Recorded data:
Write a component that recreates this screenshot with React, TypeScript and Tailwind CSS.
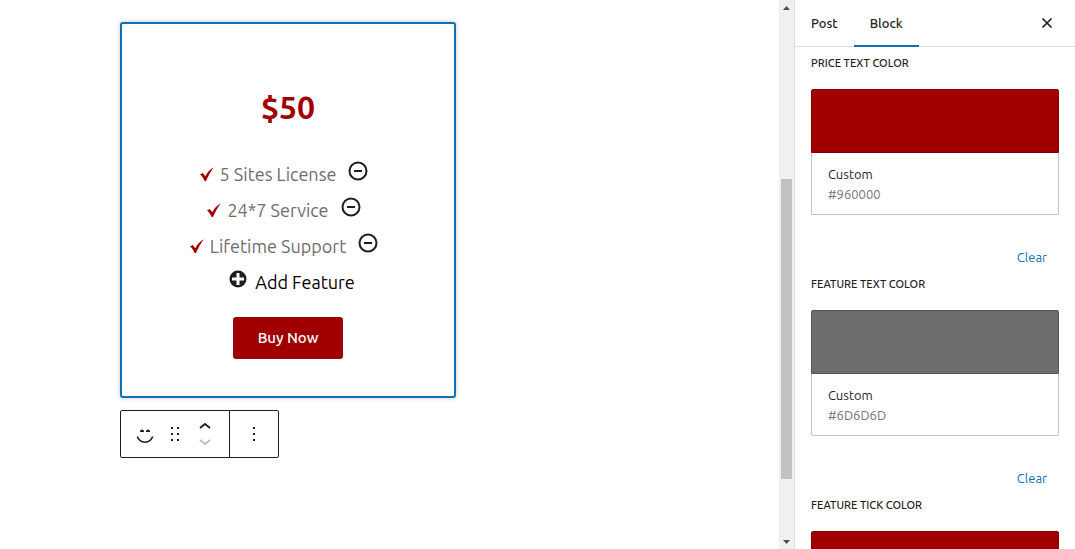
import React from "react";

type Feature = { id: number; label: string };

const features: Feature[] = [
  { id: 1, label: "5 Sites License" },
  { id: 2, label: "24*7 Service" },
  { id: 3, label: "Lifetime Support" },
];

function Tick() {
  return (
    <svg viewBox="0 0 14 14" className="h-3.5 w-3.5 fill-[#a00000]" aria-hidden="true">
      <path d="M0 7.400 2.800 6 5.300 9.200C7.200 5.600 10 2 14 0.200 10.800 4.200 8.400 8.600 6 14 4.600 14 4.200 13.400 3.800 12.400 2.800 10 1.400 8.400 0 7.400Z" />
    </svg>
  );
}

function MinusCircle() {
  return (
    <svg viewBox="0 0 20 20" className="size-5" aria-hidden="true">
      <circle cx="10" cy="10" r="8.500" fill="none" stroke="#1e1e1e" strokeWidth="2" />
      <path d="M6 9h8v2H6z" fill="#1e1e1e" />
    </svg>
  );
}

function PlusCircle() {
  return (
    <svg viewBox="0 0 18 18" className="size-[18px]" aria-hidden="true">
      <circle cx="9" cy="9" r="8.500" fill="#1e1e1e" />
      <path d="M9 3v12M3 9h12" stroke="#fff" strokeWidth="3" />
    </svg>
  );
}

function PricingCard() {
  return (
    <section className="flex w-84 flex-col items-center rounded-[3px] border-2 border-[#0f70b7] bg-white pt-[63px] pb-[37px] shadow-[0_0_4px_rgba(60,60,110,0.3)]">
      <h2 className="text-[32px] leading-10 font-bold text-[#a00000]">$50</h2>
      <ul className="mt-[29px] text-lg leading-9 text-[#6d6d6d]">
        {features.map((f) => (
          <li key={f.id} className="flex h-9 items-center justify-center">
            <Tick />
            <span className="ml-1.5">{f.label}</span>
            <button type="button" aria-label={`Remove ${f.label}`} className="mr-2 mb-1.5 ml-3">
              <MinusCircle />
            </button>
          </li>
        ))}
      </ul>
      <button type="button" className="flex h-9 items-center pl-2 text-lg text-black">
        <span className="mr-2 mb-1.5">
          <PlusCircle />
        </span>
        Add Feature
      </button>
      <a href="#buy" className="mt-[17px] rounded-[3px] bg-[#a00000] px-[25px] py-[9px] text-[15px] leading-6 font-medium text-white">
        Buy Now
      </a>
    </section>
  );
}

function BlockToolbar() {
  return (
    <div role="toolbar" aria-label="Block tools" className="mt-3 flex h-12 w-fit rounded-xs border border-[#1e1e1e] bg-white text-[#1e1e1e]">
      <div className="flex w-[109px] items-center border-r border-[#1e1e1e] pl-3">
        <button type="button" aria-label="Change block type" className="flex size-6 items-center justify-center">
          <svg viewBox="0 0 24 24" className="size-6">
            <path d="M4.300 14.600C5.600 18.400 8.600 20.200 12 20.200s6.400-1.800 7.700-5.600" fill="none" stroke="#1e1e1e" strokeWidth="1.600" />
            <path d="M7 10C7 8.300 7.600 7.500 9 7.500s2 .8 2 2.500zM13 10c0-1.700.6-2.500 2-2.500s2 .8 2 2.500z" fill="#1e1e1e" />
          </svg>
        </button>
        <button type="button" aria-label="Drag" className="ml-1.5 flex size-6 items-center justify-center">
          <svg viewBox="0 0 24 24" className="size-6" fill="#1e1e1e">
            <path d="M8 5h2v2H8zM14 5h2v2h-2zM8 11h2v2H8zM14 11h2v2h-2zM8 17h2v2H8zM14 17h2v2h-2z" />
          </svg>
        </button>
        <div className="ml-1.5 flex w-6 flex-col items-center">
          <button type="button" aria-label="Move up" className="flex h-4 items-center">
            <svg viewBox="0 0 12 8" className="h-2 w-3" fill="none" stroke="#1e1e1e" strokeWidth="1.800">
              <path d="M1 6l5-4 5 4" />
            </svg>
          </button>
          <button type="button" aria-label="Move down" disabled className="flex h-4 items-center">
            <svg viewBox="0 0 12 8" className="h-2 w-3" fill="none" stroke="#bbb" strokeWidth="1.800">
              <path d="M1 2l5 4 5-4" />
            </svg>
          </button>
        </div>
      </div>
      <button type="button" aria-label="Options" className="flex w-12 items-center justify-center">
        <svg viewBox="0 0 24 24" className="size-6" fill="#1e1e1e">
          <path d="M11 5h2v2h-2zM11 11h2v2h-2zM11 17h2v2h-2z" />
        </svg>
      </button>
    </div>
  );
}

function Scrollbar() {
  return (
    <div className="flex w-[15px] shrink-0 flex-col items-center bg-[#f0f0f0] pt-1.5 pb-[5px]" aria-hidden="true">
      <svg viewBox="0 0 7 4" className="h-1 w-[7px]" fill="#4d4d4d">
        <path d="M0 4 3.500 0 7 4z" />
      </svg>
      <div className="mt-[169px] h-[300px] w-[11px] bg-[#c1c1c1]" />
      <svg viewBox="0 0 7 4" className="mt-auto h-1 w-[7px]" fill="#4d4d4d">
        <path d="M0 0 3.500 4 7 0z" />
      </svg>
    </div>
  );
}

type ColorFieldProps = { title: string; value?: string; swatch: string };

function ColorField({ title, value, swatch }: ColorFieldProps) {
  return (
    <section>
      <h3 className="text-[11px] leading-4 font-medium text-[#1e1e1e] uppercase">{title}</h3>
      <button type="button" aria-label={value ? undefined : title} className="mt-[18px] block w-full text-left text-[13px] leading-5">
        <span className={`block h-16 rounded-t-xs border ${swatch}`} />
        {value && (
          <span className="block rounded-b-xs border border-t-0 border-[#c3c3c3] px-4 pt-[11px] pb-2.5">
            <span className="block text-[#1e1e1e]">Custom</span>
            <span className="block text-[#757575]">{value}</span>
          </span>
        )}
      </button>
      {value && (
        <div className="mt-8 mb-[9px] flex justify-end pr-3">
          <button type="button" className="text-[13px] leading-5 text-[#0f70b7]">
            Clear
          </button>
        </div>
      )}
    </section>
  );
}

function Sidebar() {
  return (
    <aside className="flex w-[281px] shrink-0 flex-col border-l border-[#ddd] bg-white">
      <header className="flex h-[47px] shrink-0 items-stretch border-b border-[#ddd] text-[13px] font-medium text-[#1e1e1e]">
        <button type="button" className="-mb-px border-b-2 border-transparent px-4 pt-0.5">
          Post
        </button>
        <button type="button" className="-mb-px border-b-2 border-[#0f70b7] px-4 pt-0.5">
          Block
        </button>
        <button type="button" aria-label="Close settings" className="mr-4 ml-auto flex w-6 items-center justify-center">
          <svg viewBox="0 0 24 24" className="size-6" fill="none" stroke="#1e1e1e" strokeWidth="1.700">
            <path d="M7.500 7.500l9 9M16.500 7.500l-9 9" />
          </svg>
        </button>
      </header>
      <div className="flex-1 overflow-hidden px-4 pt-2">
        <ColorField title="Price text color" value="#960000" swatch="bg-[#a00000] border-[#800000]" />
        <ColorField title="Feature text color" value="#6D6D6D" swatch="bg-[#6d6d6d] border-[#555]" />
        <ColorField title="Feature tick color" swatch="bg-[#a00000] border-[#800000]" />
      </div>
    </aside>
  );
}

export default function App() {
  return (
    <div className="flex h-screen overflow-hidden bg-white font-['Ubuntu','Noto_Sans',sans-serif]">
      <main className="min-w-0 flex-1 overflow-hidden pt-[22px] pl-30">
        <PricingCard />
        <BlockToolbar />
      </main>
      <Scrollbar />
      <Sidebar />
    </div>
  );
}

Task details: Copy each line of the listing that holds the word "React".

Task answer:
Write a component that recreates this screenshot with React, TypeScript and Tailwind CSS.
import React from "react";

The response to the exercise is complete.